::: STORED DATA

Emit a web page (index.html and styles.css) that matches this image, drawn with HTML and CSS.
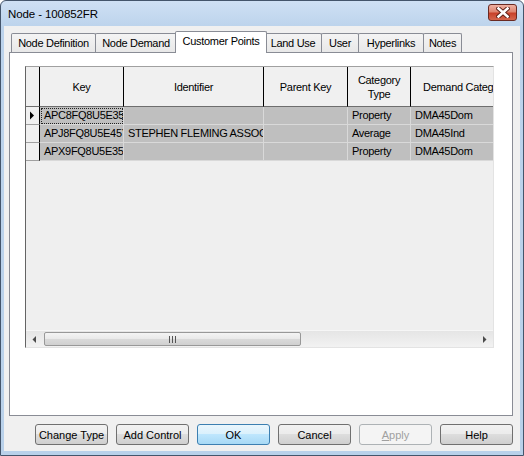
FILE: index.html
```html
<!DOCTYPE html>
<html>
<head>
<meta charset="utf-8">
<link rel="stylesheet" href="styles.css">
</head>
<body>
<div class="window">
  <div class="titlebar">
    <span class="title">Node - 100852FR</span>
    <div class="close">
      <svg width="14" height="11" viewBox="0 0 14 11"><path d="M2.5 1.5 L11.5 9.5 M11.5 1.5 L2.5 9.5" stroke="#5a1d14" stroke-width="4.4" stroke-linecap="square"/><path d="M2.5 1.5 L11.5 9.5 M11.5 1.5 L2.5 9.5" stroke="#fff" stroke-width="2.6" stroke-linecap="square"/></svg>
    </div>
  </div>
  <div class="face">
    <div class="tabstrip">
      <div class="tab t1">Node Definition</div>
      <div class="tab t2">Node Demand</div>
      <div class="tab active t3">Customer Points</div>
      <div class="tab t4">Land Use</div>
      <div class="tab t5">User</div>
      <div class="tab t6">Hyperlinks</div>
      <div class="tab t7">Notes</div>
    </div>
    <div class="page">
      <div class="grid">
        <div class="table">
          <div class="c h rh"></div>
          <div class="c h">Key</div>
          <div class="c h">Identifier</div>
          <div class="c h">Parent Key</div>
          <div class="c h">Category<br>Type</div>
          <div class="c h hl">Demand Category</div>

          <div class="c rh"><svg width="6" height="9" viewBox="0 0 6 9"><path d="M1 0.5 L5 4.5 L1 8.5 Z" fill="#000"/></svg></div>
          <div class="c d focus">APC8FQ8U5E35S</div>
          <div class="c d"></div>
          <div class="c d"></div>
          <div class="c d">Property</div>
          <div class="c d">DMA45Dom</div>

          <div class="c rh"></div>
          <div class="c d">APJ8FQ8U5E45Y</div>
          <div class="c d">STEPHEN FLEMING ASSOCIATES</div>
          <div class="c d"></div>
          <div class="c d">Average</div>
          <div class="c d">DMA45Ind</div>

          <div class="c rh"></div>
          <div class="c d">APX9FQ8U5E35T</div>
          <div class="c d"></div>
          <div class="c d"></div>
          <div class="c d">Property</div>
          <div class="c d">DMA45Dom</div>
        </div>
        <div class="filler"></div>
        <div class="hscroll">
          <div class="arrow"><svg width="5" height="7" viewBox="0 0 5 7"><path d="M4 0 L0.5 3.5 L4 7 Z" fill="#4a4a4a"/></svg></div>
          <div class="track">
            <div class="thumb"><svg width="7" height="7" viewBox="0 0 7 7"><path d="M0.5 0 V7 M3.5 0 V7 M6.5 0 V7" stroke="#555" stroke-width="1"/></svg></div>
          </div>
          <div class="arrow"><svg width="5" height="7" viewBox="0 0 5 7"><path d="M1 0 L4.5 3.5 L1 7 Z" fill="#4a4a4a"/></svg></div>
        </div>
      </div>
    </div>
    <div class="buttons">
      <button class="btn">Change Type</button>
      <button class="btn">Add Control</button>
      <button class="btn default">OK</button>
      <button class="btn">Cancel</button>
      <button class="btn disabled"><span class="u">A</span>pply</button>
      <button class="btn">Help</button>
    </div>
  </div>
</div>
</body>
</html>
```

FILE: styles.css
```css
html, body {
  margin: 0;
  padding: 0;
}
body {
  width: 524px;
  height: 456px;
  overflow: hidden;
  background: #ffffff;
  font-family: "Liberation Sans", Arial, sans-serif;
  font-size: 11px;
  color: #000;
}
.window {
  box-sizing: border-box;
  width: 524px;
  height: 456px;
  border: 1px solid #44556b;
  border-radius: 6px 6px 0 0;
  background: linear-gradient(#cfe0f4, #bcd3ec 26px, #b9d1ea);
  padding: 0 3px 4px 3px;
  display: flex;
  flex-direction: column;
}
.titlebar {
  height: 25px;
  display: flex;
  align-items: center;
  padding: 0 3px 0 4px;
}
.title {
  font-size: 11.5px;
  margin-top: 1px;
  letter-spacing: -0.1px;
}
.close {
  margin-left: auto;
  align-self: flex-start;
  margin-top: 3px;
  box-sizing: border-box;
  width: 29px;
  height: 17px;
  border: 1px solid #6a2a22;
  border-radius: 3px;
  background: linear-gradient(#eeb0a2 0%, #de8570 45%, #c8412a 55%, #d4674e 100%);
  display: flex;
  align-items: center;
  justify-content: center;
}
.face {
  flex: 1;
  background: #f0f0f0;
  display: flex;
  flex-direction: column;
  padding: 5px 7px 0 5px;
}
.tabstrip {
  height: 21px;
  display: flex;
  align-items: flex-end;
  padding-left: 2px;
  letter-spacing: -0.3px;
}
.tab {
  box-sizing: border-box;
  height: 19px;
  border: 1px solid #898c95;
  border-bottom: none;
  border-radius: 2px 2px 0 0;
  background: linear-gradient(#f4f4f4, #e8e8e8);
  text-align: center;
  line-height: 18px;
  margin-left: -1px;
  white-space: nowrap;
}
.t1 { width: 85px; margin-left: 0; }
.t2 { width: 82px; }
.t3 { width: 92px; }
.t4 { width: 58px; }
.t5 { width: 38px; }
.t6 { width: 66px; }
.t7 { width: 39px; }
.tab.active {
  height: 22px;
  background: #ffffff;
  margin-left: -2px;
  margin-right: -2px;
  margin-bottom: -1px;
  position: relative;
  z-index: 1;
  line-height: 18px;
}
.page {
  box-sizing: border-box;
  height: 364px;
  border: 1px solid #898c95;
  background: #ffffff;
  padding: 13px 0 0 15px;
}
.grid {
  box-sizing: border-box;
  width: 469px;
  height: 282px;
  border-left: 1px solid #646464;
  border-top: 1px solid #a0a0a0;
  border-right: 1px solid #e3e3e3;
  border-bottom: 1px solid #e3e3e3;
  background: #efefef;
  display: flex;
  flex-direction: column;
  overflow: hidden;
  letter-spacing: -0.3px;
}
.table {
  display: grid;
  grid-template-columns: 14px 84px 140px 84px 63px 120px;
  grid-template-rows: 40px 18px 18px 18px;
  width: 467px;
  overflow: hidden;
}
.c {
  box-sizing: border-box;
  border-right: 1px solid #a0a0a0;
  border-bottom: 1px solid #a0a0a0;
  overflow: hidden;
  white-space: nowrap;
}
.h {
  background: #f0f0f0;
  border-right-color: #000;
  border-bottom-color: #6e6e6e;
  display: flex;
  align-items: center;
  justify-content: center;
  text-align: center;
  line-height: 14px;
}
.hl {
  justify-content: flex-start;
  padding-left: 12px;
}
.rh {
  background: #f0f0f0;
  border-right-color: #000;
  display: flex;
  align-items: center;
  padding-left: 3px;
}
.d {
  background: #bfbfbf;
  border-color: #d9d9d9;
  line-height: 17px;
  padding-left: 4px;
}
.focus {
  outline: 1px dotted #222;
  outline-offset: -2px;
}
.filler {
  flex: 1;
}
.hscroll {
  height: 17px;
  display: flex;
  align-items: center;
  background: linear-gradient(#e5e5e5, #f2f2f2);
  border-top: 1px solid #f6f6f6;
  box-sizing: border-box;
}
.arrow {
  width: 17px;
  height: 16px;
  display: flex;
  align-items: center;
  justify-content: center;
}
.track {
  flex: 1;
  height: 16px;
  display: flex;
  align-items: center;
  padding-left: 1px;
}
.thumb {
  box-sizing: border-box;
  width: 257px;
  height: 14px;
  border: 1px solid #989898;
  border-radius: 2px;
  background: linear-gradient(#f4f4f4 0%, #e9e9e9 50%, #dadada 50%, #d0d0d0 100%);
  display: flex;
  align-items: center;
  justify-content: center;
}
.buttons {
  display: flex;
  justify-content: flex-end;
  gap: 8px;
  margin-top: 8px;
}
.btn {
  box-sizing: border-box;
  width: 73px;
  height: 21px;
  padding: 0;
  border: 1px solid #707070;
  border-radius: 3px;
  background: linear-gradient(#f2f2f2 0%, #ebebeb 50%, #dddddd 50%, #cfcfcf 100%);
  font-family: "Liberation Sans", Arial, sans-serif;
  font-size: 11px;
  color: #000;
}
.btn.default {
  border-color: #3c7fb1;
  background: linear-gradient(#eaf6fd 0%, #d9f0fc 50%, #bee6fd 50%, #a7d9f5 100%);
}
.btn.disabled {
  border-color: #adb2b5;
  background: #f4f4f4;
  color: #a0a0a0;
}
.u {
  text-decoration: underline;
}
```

::::::

Find how many lines of the listing include the string "index" and give that number, nothing else.

TASK RESULT → 3